--- Your goal ---
Copy nothing but the text: reproduce each line of the listing exactly and leave the pictures out.

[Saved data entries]
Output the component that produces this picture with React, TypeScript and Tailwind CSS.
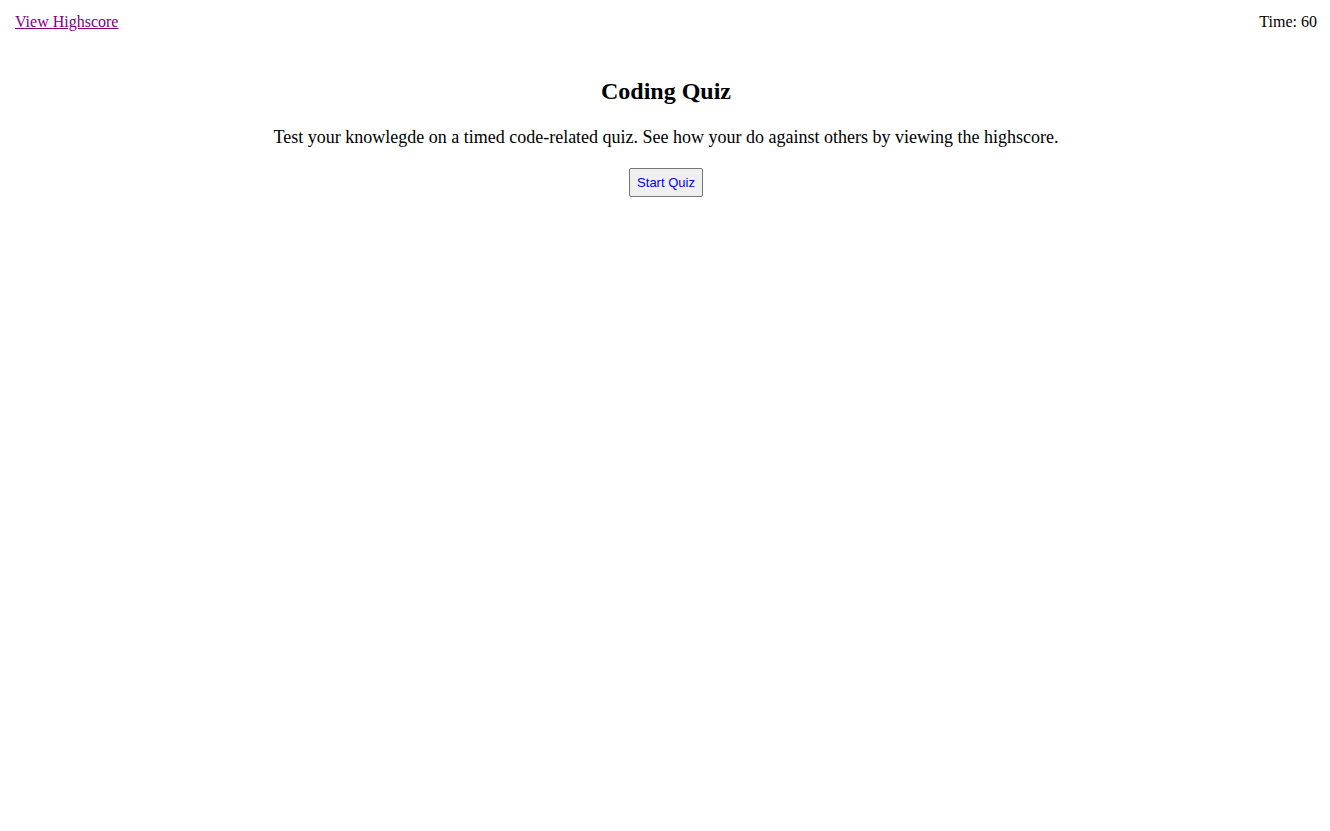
import React from "react";

export default function App() {
  return (
    <div className="min-h-screen bg-white text-black font-['Liberation_Serif',serif]">
      <header className="flex justify-between items-center px-[15px] pt-[13px] text-[16px] leading-[18px]">
        <a href="#" className="text-[#800080] underline">
          View Highscore
        </a>
        <span className="mr-[-2px]">Time: 60</span>
      </header>

      <main className="flex flex-col items-center text-center mt-[47px] pl-[2px]">
        <h2 className="text-[24px] leading-[27px] font-bold">Coding Quiz</h2>
        <p className="text-[18px] leading-[21px] mt-[22px]">
          Test your knowlegde on a timed code-related quiz. See how your do against others by viewing the highscore.
        </p>
        <button className="mt-[20px] h-[29px] px-[7px] text-[13px] text-[#0000ee] bg-[#efefef] border border-[#767676] rounded-[2px] font-['Liberation_Sans',Arial,sans-serif]">
          Start Quiz
        </button>
      </main>
    </div>
  );
}
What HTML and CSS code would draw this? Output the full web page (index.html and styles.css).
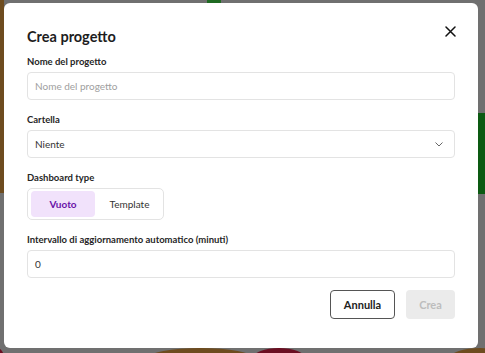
FILE: index.html
```html
<!DOCTYPE html>
<html lang="it">
<head>
<meta charset="utf-8">
<link rel="stylesheet" href="styles.css">
</head>
<body>
<div class="backdrop">
  <div class="bg-left"></div>
  <div class="bg-top"></div>
  <div class="bg-right"></div>
  <div class="bg-bottom">
    <span class="dot crimson d1"></span>
    <span class="dot brown d2"></span>
    <span class="dot crimson d3"></span>
    <span class="dot brown d4"></span>
  </div>
</div>
<div class="modal">
  <div class="header">
    <h1 class="title">Crea progetto</h1>
    <button class="close" aria-label="Chiudi">
      <svg width="11" height="11" viewBox="0 0 11 11"><path d="M1 1L10 10M10 1L1 10" stroke="#111" stroke-width="1.5" stroke-linecap="round"/></svg>
    </button>
  </div>
  <div class="field">
    <label class="label">Nome del progetto</label>
    <div class="input placeholder">Nome del progetto</div>
  </div>
  <div class="field">
    <label class="label">Cartella</label>
    <div class="input select">
      <span>Niente</span>
      <svg width="8" height="5" viewBox="0 0 8 5"><path d="M0.5 0.5L4 4L7.5 0.5" fill="none" stroke="#666" stroke-width="1"/></svg>
    </div>
  </div>
  <div class="field">
    <label class="label">Dashboard type</label>
    <div class="segment">
      <span class="seg active">Vuoto</span>
      <span class="seg">Template</span>
    </div>
  </div>
  <div class="field">
    <label class="label">Intervallo di aggiornamento automatico (minuti)</label>
    <div class="input">0</div>
  </div>
  <div class="actions">
    <button class="btn outline">Annulla</button>
    <button class="btn disabled">Crea</button>
  </div>
</div>
</body>
</html>
```
FILE: styles.css
```css
* { box-sizing: border-box; }
html, body { margin: 0; padding: 0; }
body {
  width: 485px;
  height: 353px;
  overflow: hidden;
  background: #707070;
  font-family: "Lato", "Open Sans", sans-serif;
  position: relative;
}
.backdrop { position: absolute; inset: 0; }
.bg-left { position: absolute; left: 0; top: 0; width: 4px; height: 193px; background: #6e4c1f; }
.bg-top { position: absolute; left: 207px; top: 0; width: 14px; height: 3px; background: #1f6a22; }
.bg-right { position: absolute; left: 478px; top: 113px; width: 7px; height: 81px; background: #0c5a12; }
.bg-bottom { position: absolute; left: 0; top: 348px; width: 485px; height: 5px; overflow: hidden; }
.dot { position: absolute; top: 0; height: 20px; border-radius: 50%; }
.crimson { background: #6b0f22; }
.brown { background: #6e4c1f; }
.d1 { left: -10px; width: 14px; }
.d2 { left: 148px; width: 105px; }
.d3 { left: 253px; width: 52px; }
.d4 { left: 450px; width: 60px; }

.modal {
  position: absolute;
  left: 4px;
  top: 3px;
  width: 474px;
  height: 345px;
  background: #fff;
  border-radius: 6px;
  padding: 24px 23px 0 23px;
  display: flex;
  flex-direction: column;
}
.header {
  display: flex;
  justify-content: space-between;
  align-items: flex-start;
  height: 29px;
}
.title {
  margin: 0;
  font-size: 14.5px;
  font-weight: 700;
  color: #1d1d1d;
  line-height: 20px;
}
.close {
  border: 0;
  background: none;
  padding: 0;
  margin: -1px -1px 0 0;
  width: 11px;
  height: 11px;
  display: flex;
}
.field { display: flex; flex-direction: column; margin-bottom: 14px; }
.label {
  font-size: 9.5px;
  font-weight: 700;
  color: #262626;
  line-height: 12px;
  margin-bottom: 4px;
}
.input {
  height: 28px;
  border: 1px solid #e3e3e3;
  border-radius: 4px;
  padding: 0 7px;
  font-size: 10px;
  color: #333;
  display: flex;
  align-items: center;
}
.placeholder { color: #a0a0a0; }
.select { justify-content: space-between; padding-right: 11px; }
.segment {
  align-self: flex-start;
  width: 137px;
  height: 32px;
  border: 1px solid #e3e3e3;
  border-radius: 5px;
  padding: 2px 3px;
  display: flex;
  gap: 4px;
}
.seg {
  width: 64px;
  height: 26px;
  border-radius: 4px;
  font-size: 10px;
  display: flex;
  align-items: center;
  justify-content: center;
  color: #333;
}
.seg.active { background: #f1e2fb; color: #6a12a8; font-weight: 700; }
.seg + .seg { width: 61px; }
.actions {
  display: flex;
  justify-content: flex-end;
  gap: 11px;
  margin-top: -2px;
}
.btn {
  height: 29px;
  border-radius: 4px;
  font-family: inherit;
  font-size: 11px;
  font-weight: 700;
  padding: 0;
}
.outline { width: 65px; background: #fff; border: 1px solid #555; color: #222; }
.disabled { width: 49px; background: #ebebeb; border: 0; color: #bdbdbd; }
```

--- Written solution ---
Output the component that produces this picture with React, TypeScript and Tailwind CSS.
import React from "react";

export default function App() {
  return (
    <div className="min-h-screen bg-white text-black font-['Liberation_Serif',serif]">
      <header className="flex justify-between items-center px-[15px] pt-[13px] text-[16px] leading-[18px]">
        <a href="#" className="text-[#800080] underline">
          View Highscore
        </a>
        <span className="mr-[-2px]">Time: 60</span>
      </header>

      <main className="flex flex-col items-center text-center mt-[47px] pl-[2px]">
        <h2 className="text-[24px] leading-[27px] font-bold">Coding Quiz</h2>
        <p className="text-[18px] leading-[21px] mt-[22px]">
          Test your knowlegde on a timed code-related quiz. See how your do against others by viewing the highscore.
        </p>
        <button className="mt-[20px] h-[29px] px-[7px] text-[13px] text-[#0000ee] bg-[#efefef] border border-[#767676] rounded-[2px] font-['Liberation_Sans',Arial,sans-serif]">
          Start Quiz
        </button>
      </main>
    </div>
  );
}
What HTML and CSS code would draw this? Output the full web page (index.html and styles.css).
FILE: index.html
```html
<!DOCTYPE html>
<html lang="it">
<head>
<meta charset="utf-8">
<link rel="stylesheet" href="styles.css">
</head>
<body>
<div class="backdrop">
  <div class="bg-left"></div>
  <div class="bg-top"></div>
  <div class="bg-right"></div>
  <div class="bg-bottom">
    <span class="dot crimson d1"></span>
    <span class="dot brown d2"></span>
    <span class="dot crimson d3"></span>
    <span class="dot brown d4"></span>
  </div>
</div>
<div class="modal">
  <div class="header">
    <h1 class="title">Crea progetto</h1>
    <button class="close" aria-label="Chiudi">
      <svg width="11" height="11" viewBox="0 0 11 11"><path d="M1 1L10 10M10 1L1 10" stroke="#111" stroke-width="1.5" stroke-linecap="round"/></svg>
    </button>
  </div>
  <div class="field">
    <label class="label">Nome del progetto</label>
    <div class="input placeholder">Nome del progetto</div>
  </div>
  <div class="field">
    <label class="label">Cartella</label>
    <div class="input select">
      <span>Niente</span>
      <svg width="8" height="5" viewBox="0 0 8 5"><path d="M0.5 0.5L4 4L7.5 0.5" fill="none" stroke="#666" stroke-width="1"/></svg>
    </div>
  </div>
  <div class="field">
    <label class="label">Dashboard type</label>
    <div class="segment">
      <span class="seg active">Vuoto</span>
      <span class="seg">Template</span>
    </div>
  </div>
  <div class="field">
    <label class="label">Intervallo di aggiornamento automatico (minuti)</label>
    <div class="input">0</div>
  </div>
  <div class="actions">
    <button class="btn outline">Annulla</button>
    <button class="btn disabled">Crea</button>
  </div>
</div>
</body>
</html>
```
FILE: styles.css
```css
* { box-sizing: border-box; }
html, body { margin: 0; padding: 0; }
body {
  width: 485px;
  height: 353px;
  overflow: hidden;
  background: #707070;
  font-family: "Lato", "Open Sans", sans-serif;
  position: relative;
}
.backdrop { position: absolute; inset: 0; }
.bg-left { position: absolute; left: 0; top: 0; width: 4px; height: 193px; background: #6e4c1f; }
.bg-top { position: absolute; left: 207px; top: 0; width: 14px; height: 3px; background: #1f6a22; }
.bg-right { position: absolute; left: 478px; top: 113px; width: 7px; height: 81px; background: #0c5a12; }
.bg-bottom { position: absolute; left: 0; top: 348px; width: 485px; height: 5px; overflow: hidden; }
.dot { position: absolute; top: 0; height: 20px; border-radius: 50%; }
.crimson { background: #6b0f22; }
.brown { background: #6e4c1f; }
.d1 { left: -10px; width: 14px; }
.d2 { left: 148px; width: 105px; }
.d3 { left: 253px; width: 52px; }
.d4 { left: 450px; width: 60px; }

.modal {
  position: absolute;
  left: 4px;
  top: 3px;
  width: 474px;
  height: 345px;
  background: #fff;
  border-radius: 6px;
  padding: 24px 23px 0 23px;
  display: flex;
  flex-direction: column;
}
.header {
  display: flex;
  justify-content: space-between;
  align-items: flex-start;
  height: 29px;
}
.title {
  margin: 0;
  font-size: 14.5px;
  font-weight: 700;
  color: #1d1d1d;
  line-height: 20px;
}
.close {
  border: 0;
  background: none;
  padding: 0;
  margin: -1px -1px 0 0;
  width: 11px;
  height: 11px;
  display: flex;
}
.field { display: flex; flex-direction: column; margin-bottom: 14px; }
.label {
  font-size: 9.5px;
  font-weight: 700;
  color: #262626;
  line-height: 12px;
  margin-bottom: 4px;
}
.input {
  height: 28px;
  border: 1px solid #e3e3e3;
  border-radius: 4px;
  padding: 0 7px;
  font-size: 10px;
  color: #333;
  display: flex;
  align-items: center;
}
.placeholder { color: #a0a0a0; }
.select { justify-content: space-between; padding-right: 11px; }
.segment {
  align-self: flex-start;
  width: 137px;
  height: 32px;
  border: 1px solid #e3e3e3;
  border-radius: 5px;
  padding: 2px 3px;
  display: flex;
  gap: 4px;
}
.seg {
  width: 64px;
  height: 26px;
  border-radius: 4px;
  font-size: 10px;
  display: flex;
  align-items: center;
  justify-content: center;
  color: #333;
}
.seg.active { background: #f1e2fb; color: #6a12a8; font-weight: 700; }
.seg + .seg { width: 61px; }
.actions {
  display: flex;
  justify-content: flex-end;
  gap: 11px;
  margin-top: -2px;
}
.btn {
  height: 29px;
  border-radius: 4px;
  font-family: inherit;
  font-size: 11px;
  font-weight: 700;
  padding: 0;
}
.outline { width: 65px; background: #fff; border: 1px solid #555; color: #222; }
.disabled { width: 49px; background: #ebebeb; border: 0; color: #bdbdbd; }
```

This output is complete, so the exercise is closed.